Naturally we opted for the option with the least tarmac and soon found ourselves covered in mud and sheep poo, stood in quiet, cosy street wandering around in circles wondering which of the many stone cottages housed the B&B that we’d been told was very easy to spot when you got there. For ten minutes we wandered around the place, getting increasingly more confused and frustrated at our ability to find the place. In the end we had to resort to using the telephone, where it turned out after a chat with a confused landlady, that we were in completely the wrong part of Diggle all along.

The Diggle Hotel, in Diggle, seen in the dark

Thankfully, the village pub was far easier to find.
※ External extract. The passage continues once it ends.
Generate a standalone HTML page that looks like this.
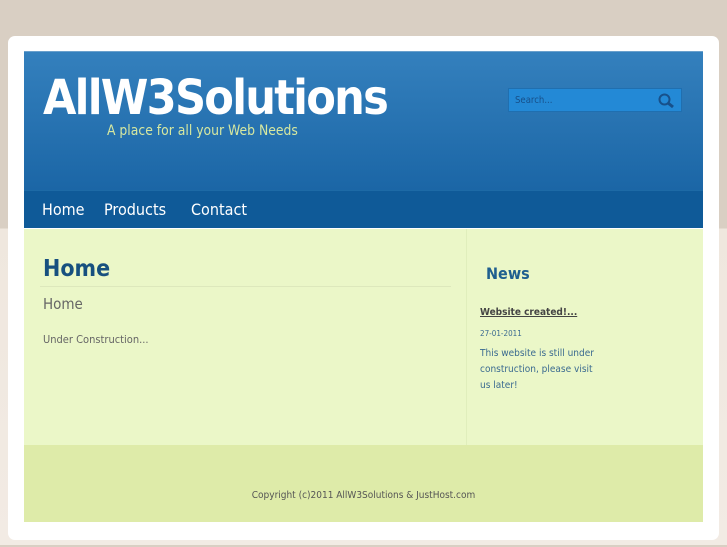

Being a Friday night the place was bustling with locals happily chatting as they devoured huge platefuls of food. We joined them, relaxing with a couple of pints and resting our weary feet; those paving slabs being just a bit tough on the feet. Still, if it meant we didn’t end up up to our waists in peat bog, that was something I was more than happy to put up with.


Steve Mills

12 August 2017 at 9:53 am

Rereading these early sections I note the recurrent comments about the paved sections. I first walked (most of) the Pennine Way as a student in 1966-7 and found the way over boglands had already even then become such a chaotic, wet and unattractive slog that 50 years later I was rather apprehensive about doing such a slog again. Most of the worst sections now have slogs which keep the human impact to a minimum and allow slow walkers like me to keep moving on at a steady pace. If this is progress I can live with it.

Jem Hills

26 April 2019 at 9:42 pm

Great route, I walked this last year with my good friend Andy McMenemy. There are some spectacular views on this route. The Diggle Hotel provied us with some well needed refreshment and I have been back on several occaisions. Its always great to find a very welcoming pub with great food and service.

Bob Hankinson

21 June 2021 at 1:02 pm

Dave, Ray and I did the PW in December 78, 13 days. Part of the time the bogs were frozen, which kept the feet dry. Short days, many times finishing in the dark as we came down.